The crumbling dynasty and a rising son
3/8/2012 9:00 PM Thursday
The Assembly elections for five states (Uttar Pradesh, Punjab, Uttarakhand, Goa and Manipur) are over, and the results that have come are nothing short of a stunner. Although not many predicted the Congress to achieve great inroads, a decent show was always on the cards until Tuesday morning (6th February, 2012), when the party of Gandhis and Nehrus lost its face and the charm of the so-called heir apparent (read: Rahul Gandhi) fell flat. The Congress party performed so badly that it couldn’t even manage to hold on to Goa (winning a meagre nine seats). Although all this might not impact the overall fortunes of the Congress party, the results would dramatically alter the future course of many.
The Mother Of All Battles
It is said that the keys to the Centre lie with Uttar Pradesh. This state, which sends 80 MPs to the Lok Sabha, has always featured in all the national parties’ scheme of things. It is no wonder then, that Rahul Gandhi picked UP as his launch pad. And since the ‘Yuvraj’ was in the fray, the entire Congress bastion was in full force in the state. Their efforts were somewhat supported by the anti-incumbency wave and the very fact that no party has been able to achieve a feat of two continuous terms in the country’s most populous state.
Still, the Congress could not make many inroads, and was beaten black and blue by the Samajwadi Party (SP), a political outfit on course for an image makeover and a generational change. Akhilesh Yadav, its heir apparent, has led the party to a thumping victory. What needs to be mentioned here is that both Rahul Gandhi and Akhilesh Yadav have infused young blood into their respective parties. However, the difference lies in their approach. While Gandhi filled the Congress with the Deoras, Pilots and Scindias (who are no better, and gained political position out of dynsatic rules), Yadav at least brought in people with some credentials. His election campaign was handled by professionals, MBAs from IIM-L. Media briefings were handled by Media Moguls, while detailed analyses were carried out for each and every public rally. Another point which worked for Yadav was the very fact that he is a grass root worker and understands the issues of the people. On the other hand, Rahul Gandhi is, at best, imported material. It is indeed clear that Yadav is set to gain a strong footing in UP politics, and may be elevated to the national level as well.

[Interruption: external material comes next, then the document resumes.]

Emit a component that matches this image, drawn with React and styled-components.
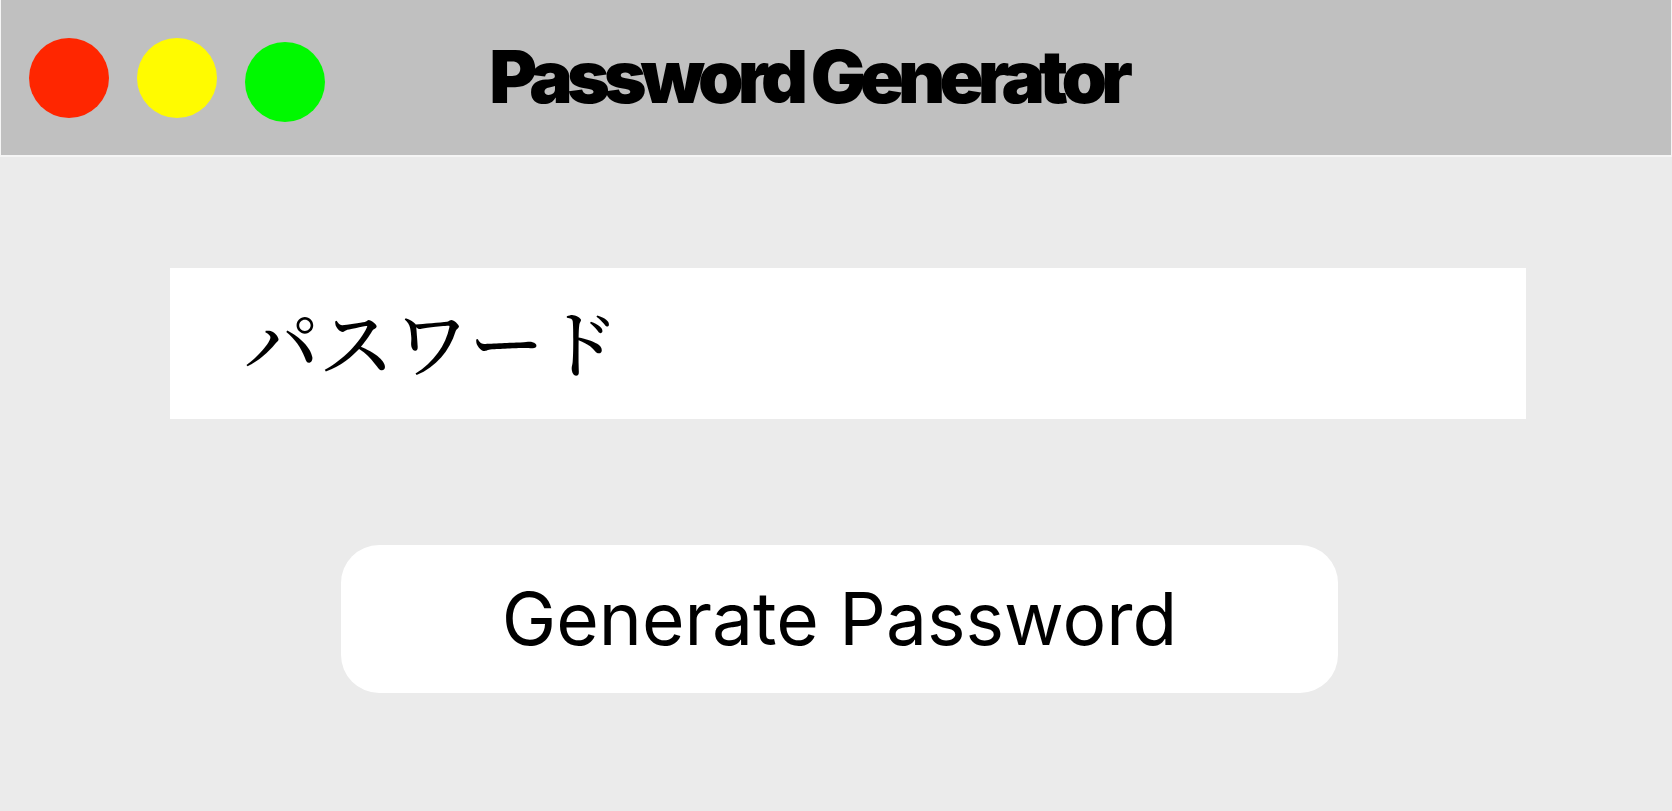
import React, { useState } from "react";
import styled, { createGlobalStyle } from "styled-components";

const GlobalStyle = createGlobalStyle`
  * {
    box-sizing: border-box;
  }
  body {
    margin: 0;
    background-color: #ebebeb;
    font-family: Inter, "Noto Sans CJK JP", sans-serif;
    color: black;
  }
`;

const Window = styled.div`
  min-height: 100vh;
  background-color: #ebebeb;
`;

const TitleBar = styled.header`
  display: grid;
  grid-template-columns: 1fr auto 1fr;
  align-items: start;
  height: 157px;
  padding: 38px 84px 0 28px;
  background-color: #c0c0c0;
  border: 1px solid #f5f5f5;
  border-top: 0;
  border-bottom-width: 2px;
`;

const Lights = styled.div`
  display: flex;
  column-gap: 28px;
  height: 84px;
`;

const Light = styled.button`
  width: 80px;
  height: 80px;
  padding: 0;
  border: none;
  border-radius: 50%;
  background-color: ${(props) => props.$color};
  cursor: pointer;

  &:last-child {
    align-self: flex-end;
  }
`;

/* Heavy title with tight tracking, the letters run into each other */
const Title = styled.h1`
  margin: 0;
  font-size: 73px;
  line-height: 78px;
  font-weight: 900;
  letter-spacing: -6px;
  white-space: nowrap;
`;

const Content = styled.main`
  display: flex;
  flex-direction: column;
  row-gap: 126px;
  padding: 111px 146px 111px 170px;
`;

const PasswordInput = styled.input`
  width: 100%;
  height: 151px;
  padding: 0 74px 8px;
  border: none;
  background-color: white;
  color: black;
  font-family: "Noto Serif CJK JP", "Noto Sans CJK JP", serif;
  font-size: 75px;
  font-weight: 500;
`;

const GenerateButton = styled.button`
  height: 148px;
  margin: 0 188px 0 171px;
  border: none;
  border-radius: 38px;
  background-color: white;
  color: black;
  font-family: inherit;
  font-size: 73px;
  line-height: 88px;
  white-space: nowrap;
  cursor: pointer;
`;

const lights = [
  { label: "Close", color: "#ff2600" },
  { label: "Minimize", color: "#fffb00" },
  { label: "Zoom", color: "#00f900" },
];

const App = () => {
  const [password, setPassword] = useState("パスワード");

  return (
    <Window>
      <GlobalStyle />
      <TitleBar>
        <Lights>
          {lights.map((light) => (
            <Light
              key={light.label}
              type="button"
              aria-label={light.label}
              $color={light.color}
            />
          ))}
        </Lights>
        <Title>Password Generator</Title>
      </TitleBar>
      <Content>
        <PasswordInput
          type="text"
          aria-label="パスワード"
          value={password}
          onChange={(e) => setPassword(e.target.value)}
        />
        <GenerateButton type="button">Generate Password</GenerateButton>
      </Content>
    </Window>
  );
};

export default App;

While the whole of the Congress party has been insulating Gandhi by asserting that he cannot be held responsible for the poll debacle, the argument stands no ground. It is evident that though people like shaking hands with the Nehru-Gandhi scion, they do not trust him at all. This has become evident time and again.
The Congress has not made enough gains, despite the electorate’s anti-incumbency in the state of Punjab. The current government of BJP-SAD has returned to power. This could have a negative impact on economic reforms, though a key uncertainty has been lifted. The results will not provide the political space for the government, or the confidence to carry through unpopular reforms. While limited fiscal consolidation and some movement on infrastructure is possible, unpopular structural reforms will be tougher to implement, including FDI in multi-brand retail, the Land Acquisition Bill, the Lokpal Bill, as well as pension and insurance reforms.